Markets force Romania, Bulgaria to catch up on forest certification
Romania aims to certify 40 percent of its forested areas by the end of 2011, while Bulgaria hopes to reach the 30 percent milestone in 2014.
“The interest in FSC certification is on the increase in Romania”, says Marius Turtica, Forest Certification Officer at the WWF Danube-Carpathian Programme based in Brasov, Romania. “Our aim is to have around 40 FSC certified companies by the end of this year, and to reach 2,6 million hectares of FSC certified forests, out of a total of 6,27 million hectares, by the end of 2011.”
FSC Friday, according to the organization’s website, is “a day dedicated to the celebration of forests around the globe, and the promotion of responsible forest management worldwide.”
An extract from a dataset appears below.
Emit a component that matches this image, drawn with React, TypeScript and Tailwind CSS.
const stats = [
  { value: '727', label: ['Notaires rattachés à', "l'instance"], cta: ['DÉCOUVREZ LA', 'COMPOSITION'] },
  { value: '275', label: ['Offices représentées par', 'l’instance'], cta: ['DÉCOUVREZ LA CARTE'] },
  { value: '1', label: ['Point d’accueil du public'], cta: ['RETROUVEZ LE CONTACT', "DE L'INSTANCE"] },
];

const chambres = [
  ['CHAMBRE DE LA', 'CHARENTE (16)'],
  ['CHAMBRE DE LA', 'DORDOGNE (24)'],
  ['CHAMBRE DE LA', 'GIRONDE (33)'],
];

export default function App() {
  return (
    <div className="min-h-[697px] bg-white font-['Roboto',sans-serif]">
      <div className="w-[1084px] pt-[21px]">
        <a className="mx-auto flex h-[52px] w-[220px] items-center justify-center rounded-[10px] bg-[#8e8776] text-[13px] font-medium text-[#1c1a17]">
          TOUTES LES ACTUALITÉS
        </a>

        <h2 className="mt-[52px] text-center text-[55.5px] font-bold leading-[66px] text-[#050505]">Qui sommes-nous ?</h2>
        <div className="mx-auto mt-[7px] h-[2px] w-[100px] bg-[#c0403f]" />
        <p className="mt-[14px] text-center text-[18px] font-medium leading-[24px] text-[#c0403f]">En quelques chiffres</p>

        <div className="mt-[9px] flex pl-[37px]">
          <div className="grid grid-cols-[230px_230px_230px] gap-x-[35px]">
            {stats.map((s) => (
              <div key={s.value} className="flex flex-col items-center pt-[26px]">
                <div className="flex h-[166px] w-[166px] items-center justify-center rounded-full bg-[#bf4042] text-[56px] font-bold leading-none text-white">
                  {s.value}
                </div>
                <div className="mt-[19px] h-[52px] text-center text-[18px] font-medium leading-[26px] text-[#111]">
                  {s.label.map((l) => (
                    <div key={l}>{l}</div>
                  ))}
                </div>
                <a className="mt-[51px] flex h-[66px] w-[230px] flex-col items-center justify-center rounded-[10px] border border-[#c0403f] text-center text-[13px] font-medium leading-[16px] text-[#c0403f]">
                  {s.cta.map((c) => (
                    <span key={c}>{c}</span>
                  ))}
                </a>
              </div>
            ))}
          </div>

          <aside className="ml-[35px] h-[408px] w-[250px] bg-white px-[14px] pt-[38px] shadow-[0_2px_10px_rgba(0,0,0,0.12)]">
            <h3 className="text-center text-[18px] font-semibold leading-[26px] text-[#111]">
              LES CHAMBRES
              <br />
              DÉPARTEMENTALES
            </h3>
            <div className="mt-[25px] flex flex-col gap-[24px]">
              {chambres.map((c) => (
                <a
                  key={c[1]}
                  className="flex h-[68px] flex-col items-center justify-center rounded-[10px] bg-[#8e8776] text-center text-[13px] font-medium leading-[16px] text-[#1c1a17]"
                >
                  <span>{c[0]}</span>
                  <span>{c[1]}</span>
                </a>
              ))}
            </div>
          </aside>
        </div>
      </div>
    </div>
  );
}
“On FSC Friday, people are invited to investigate what’s in their shopping basket, and look for the FSC logo. Events related to FSC Friday take place around the world with companies and supporters promoting the FSC logo and what it stands for.”
The first international FSC Friday took place in Germany in 2009.
In Romania, companies that have already been certified are those that export their products to countries like the UK, Italy, Germany and France. Consumers in Western Europe are much more sensitive to environmental impact and forest management issues, and timber producers in Eastern Europe are gradually waking up to the fact that they must get certified or lose out.
"The competition on the veneer market is quite fierce and each and every plus can make the difference between success and failure", says Claudiu Tanase, Quality and FSC Manager of Losan Romania, a leading manufacturer of decorative veneers, selling their products worldwide.
“If a European client is demanding an FSC certificate, timber companies are very motivated to get certified”, says Neli Dontcheva who runs the Forestry Certification Information Centre in Sofia. “At the information centre we often get requests from people who have no idea what FSC is, but know that they must get certified or get dropped by their clients”.
“The problem we face in Bulgaria is purely economical”, Dontcheva explains. “Both the state – the biggest proprietor of forests in the country – and private owners want to go down this way, but lack of financial resources is stopping them”.
The Forestry Certification Information Centre was established in 2005 as part of WWF's Sofia office with the purpose of offering integrated information about the forest certification process and its practicalities. Various stakeholders in Bulgaria have benefited from its services over the years, and as a result 217,387 hectares of forests have been FSC certified, out of a total of 4,130 000 hectares. But the process hasn’t been as fast as in other European countries.
During the construction boom, which marked the past few years in Bulgaria, the domestic market was big enough to accommodate most if not all locally produced wood. As a result there was no rush to change. However, at the moment the demand for wood domestically is small and Bulgarians are starting to look to external markets where export is so much harder if the wood is not certified.
“During the last decade forest certification has become a significant market mechanism to promote responsible forest management”, says Zhivko Bogdanov, Forest Coordinator at the WWF Danube-Carpathian Programme. “WWF has focused on promoting FSC and helping countries like Bulgaria and Romania adapt FSC standards to their national contexts”, Bogdanov said.
The next step for Bulgaria and Romania is to finalize their national standards and to submit them to the Forest Stewardship Council for approval. Although the authorities in the two countries are very supportive of FSC certification, bringing together stakeholders with different backgrounds from different parts of the country is a challenge. Currently the two countries are using the generic FSC standards. The national standards, which could be ready by the end of the year, are expected to be even more rigid.
“The Bulgarian standard for example will forbid clear cutting, since this is stipulated in our national law”, Bogdanov says. “This is also how nature works around here. At these latitudes we don’t get natural clearing of vast areas simultaneously, which can be the case in Northern Europe. When we follow natural processes, we invest less and at the same time have less impact on nature. This is the idea of FSC.”
"It’s definitely a matter of prestige for a forestry management team to show that they can obtain an FSC certificate", says Georgy Lapchev, Deputy Director of State Forestry “Kosti” in south-east Bulgaria which in 2005 became the first Bulgarian forestry to receive FSC certification. "At Kosti we always believed that we were managing the forests the right way, therefore the consistently good results. We went through the certification process mainly to make sure that we were managing the forests well in every single aspect".
FSC promotes environmentally responsible, socially beneficial and economically viable management of the world's forests, by establishing a worldwide standard of recognized and respected principles of forest stewardship. Today, more than 125 million ha of forest worldwide are certified to FSC standards, distributed in over 80 countries. This represents the equivalent of roughly 5 percent of the world’s productive forests.
Croatia currently has more FSC certified forests than any other nation in Eastern Europe with 94 percent of total forest area certified. Poland is quickly following suit with 76 percent.
The value of FSC labeled sales is currently estimated at over 20 billion USD worldwide. Companies committed to using FSC include home-improvement companies, publishers and retailers. Giants like IKEA, B&Q and Home Depot already support FSC.